213.5 Data Sustainability: Ontologies, Data, and Long-term Preservation Strategies
Long-term accessibility of scholarly projects is often hampered by time and resource constraints. A well-known problem is the maintenance of ontologies adopted by small-medium crowdsourcing or scholarly projects [
4]. While CLEF does not prevent the creation of new ontology terms, which are stored along with data, CLEF supports reuse of external ontologies. Terms from external ontologies can be directly referenced in resource templates to map form fields to predicates and to map templates themselves to classes. Where reused ontologies are popular or W3-endorsed ontologies, CLEF allows enriching referenced terms with definitions provided by
Linked Open Vocabularies (
LOV). Note that reused ontologies are not imported. This design choice has the evident drawback of preventing inference mechanisms, which are not applicable without manually importing ontologies in the knowledge base created by CLEF. Nonetheless, due to this design choice, we believe CLEF has the merit of complying with another debated requirements in the Semantic web community [
4], namely, the ability to rely on up-to-date information on reused ontologies, provided by LOV.

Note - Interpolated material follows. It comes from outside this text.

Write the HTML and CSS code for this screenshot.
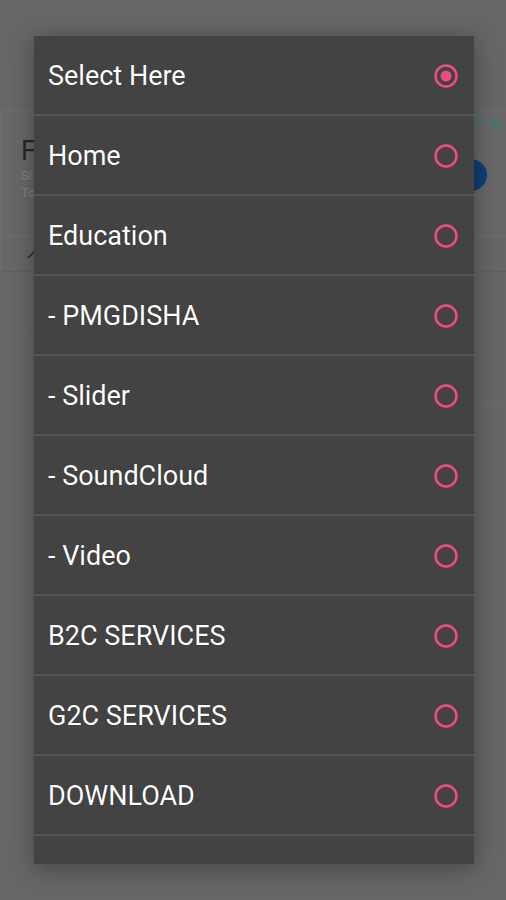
FILE: index.html
```html
<!DOCTYPE html>
<html>
<head>
<meta charset="utf-8">
<link rel="stylesheet" href="styles.css">
</head>
<body>
<div class="page">
  <div class="top-space"></div>
  <div class="ad-card">
    <div class="ad-text">
      <div class="ad-title">F</div>
      <div class="ad-sub">Si</div>
      <div class="ad-sub">To</div>
    </div>
    <div class="ad-badges"><span class="ad-info">ⓘ</span><span class="ad-x">✕</span></div>
    <div class="ad-button"></div>
  </div>
  <div class="bar-row">
    <svg class="pen" width="12" height="12" viewBox="0 0 12 12"><path d="M2 10 L9 3" stroke="#2b2b2b" stroke-width="1.6" fill="none"/></svg>
  </div>
  <div class="gap-row"></div>
  <div class="gap-row2"></div>
</div>

<div class="dialog">
  <div class="item"><span class="label">Select Here</span><svg class="radio" width="26" height="26" viewBox="0 0 26 26"><circle cx="13" cy="13" r="10.5" stroke="#f04c84" stroke-width="2.5" fill="none"/><circle cx="13" cy="13" r="5.5" fill="#f04c84"/></svg></div>
  <div class="item"><span class="label">Home</span><svg class="radio" width="26" height="26" viewBox="0 0 26 26"><circle cx="13" cy="13" r="10.5" stroke="#f04c84" stroke-width="2.5" fill="none"/></svg></div>
  <div class="item"><span class="label">Education</span><svg class="radio" width="26" height="26" viewBox="0 0 26 26"><circle cx="13" cy="13" r="10.5" stroke="#f04c84" stroke-width="2.5" fill="none"/></svg></div>
  <div class="item"><span class="label">- PMGDISHA</span><svg class="radio" width="26" height="26" viewBox="0 0 26 26"><circle cx="13" cy="13" r="10.5" stroke="#f04c84" stroke-width="2.5" fill="none"/></svg></div>
  <div class="item"><span class="label">- Slider</span><svg class="radio" width="26" height="26" viewBox="0 0 26 26"><circle cx="13" cy="13" r="10.5" stroke="#f04c84" stroke-width="2.5" fill="none"/></svg></div>
  <div class="item"><span class="label">- SoundCloud</span><svg class="radio" width="26" height="26" viewBox="0 0 26 26"><circle cx="13" cy="13" r="10.5" stroke="#f04c84" stroke-width="2.5" fill="none"/></svg></div>
  <div class="item"><span class="label">- Video</span><svg class="radio" width="26" height="26" viewBox="0 0 26 26"><circle cx="13" cy="13" r="10.5" stroke="#f04c84" stroke-width="2.5" fill="none"/></svg></div>
  <div class="item"><span class="label">B2C SERVICES</span><svg class="radio" width="26" height="26" viewBox="0 0 26 26"><circle cx="13" cy="13" r="10.5" stroke="#f04c84" stroke-width="2.5" fill="none"/></svg></div>
  <div class="item"><span class="label">G2C SERVICES</span><svg class="radio" width="26" height="26" viewBox="0 0 26 26"><circle cx="13" cy="13" r="10.5" stroke="#f04c84" stroke-width="2.5" fill="none"/></svg></div>
  <div class="item"><span class="label">DOWNLOAD</span><svg class="radio" width="26" height="26" viewBox="0 0 26 26"><circle cx="13" cy="13" r="10.5" stroke="#f04c84" stroke-width="2.5" fill="none"/></svg></div>
  <div class="item"><span class="label"></span><svg class="radio" width="26" height="26" viewBox="0 0 26 26"><circle cx="13" cy="13" r="10.5" stroke="#f04c84" stroke-width="2.5" fill="none"/></svg></div>
</div>
</body>
</html>
```
FILE: styles.css
```css
html, body {
  margin: 0;
  padding: 0;
}
body {
  width: 506px;
  height: 900px;
  overflow: hidden;
  background: #676767;
  font-family: Roboto, "Noto Sans", sans-serif;
  position: relative;
}
.page {
  display: flex;
  flex-direction: column;
}
.top-space {
  height: 110px;
}
.ad-card {
  height: 124px;
  border-top: 1px solid #6f6f6f;
  border-bottom: 1px solid #6f6f6f;
  border-left: 2px solid #6c6c6c;
  background: #686868;
  position: relative;
  display: flex;
  align-items: flex-start;
}
.ad-text {
  padding: 24px 0 0 19px;
  display: flex;
  flex-direction: column;
}
.ad-title {
  font-size: 27px;
  color: #262626;
  line-height: 32px;
}
.ad-sub {
  font-size: 13px;
  color: #858585;
  line-height: 17px;
}
.ad-badges {
  position: absolute;
  right: 4px;
  top: 3px;
  font-size: 15px;
  color: #2f7f80;
  display: flex;
  gap: 3px;
}
.ad-button {
  position: absolute;
  right: 19px;
  top: 48px;
  width: 32px;
  height: 32px;
  border-radius: 50%;
  background: #0f3f78;
}
.bar-row {
  height: 35px;
  border-bottom: 1px solid #606060;
  border-left: 2px solid #6c6c6c;
  display: flex;
  align-items: center;
  padding-left: 24px;
}
.gap-row {
  height: 60px;
  border-bottom: 1px solid #6d6d6d;
  margin-right: 480px;
}
.gap-row2 {
  height: 70px;
  border-bottom: 1px solid #6d6d6d;
  margin-left: 470px;
}
.dialog {
  position: absolute;
  left: 34px;
  top: 36px;
  width: 440px;
  height: 828px;
  overflow: hidden;
  background: #434343;
  box-shadow: 0 4px 24px rgba(0, 0, 0, 0.35);
  display: flex;
  flex-direction: column;
}
.item {
  flex: 0 0 78px;
  border-bottom: 2px solid #555555;
  display: flex;
  align-items: center;
  justify-content: space-between;
  padding: 2px 15px 0 14px;
  box-sizing: border-box;
  height: 80px;
  flex-basis: 80px;
}
.label {
  color: #ffffff;
  font-size: 27px;
  text-shadow: 0 0 1px rgba(0, 0, 0, 0.6);
}
.radio {
  display: block;
}
```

Like the projects themselves, the wealth of data produced by scholarly initiatives often becomes unavailable in the mid/long-term. To prevent that, CLEF adopts several strategies. First, CLEF is optimized to reuse Wikidata as much as possible, both at schema level (users can choose classes and properties from Wikidata data model) and at instance level (autocompletion suggestions reuse individuals from Wikidata). The idea is to support stakeholders in producing curated metadata that can be exported and imported into Wikidata according to its guidelines for contributors.
22 While Wikidata allows users to also import non-Linked Data into the knowledge base, and to manually perform entity matching, CLEF data include entities already matched with Wikidata QIDs, avoiding the need for manual matching. Data can be retrieved via the SPARQL endpoint or via the GitHub repository.
Second, by synchronizing CLEF knowledge graphs with GitHub it is also possible to synchronize the repository with Zenodo. Zenodo is a certified repository for long-term preservation, widely recognized in the scientific community. Zenodo has recently offered the opportunity to link GitHub repositories to their platform, binding GitHub releases to new versions on Zenodo, uniquely identified with a DOI.
Lastly, the case studies highlighted the need to access and extract information from online web pages (e.g., the Dictionary of Art Historians, online music resources) and reference the source in records. Such web pages are cited as sources of information or are described as first-class entities in records, and are likely to be explored by final users of the project catalogues. Ensuring the persistence of such pages in the long-term is an important aspect, which contributes to foster trust in scholarly and cultural heritage projects. While preserving the original web sources along with data created in CLEF would be inconvenient for small-medium projects—that cannot afford to archive all the web sources they mention—CLEF allows users to specify which form fields include URLs that should be sent to the Wayback Machine,
23 which in turn takes a snapshot of the webpage and preserves it.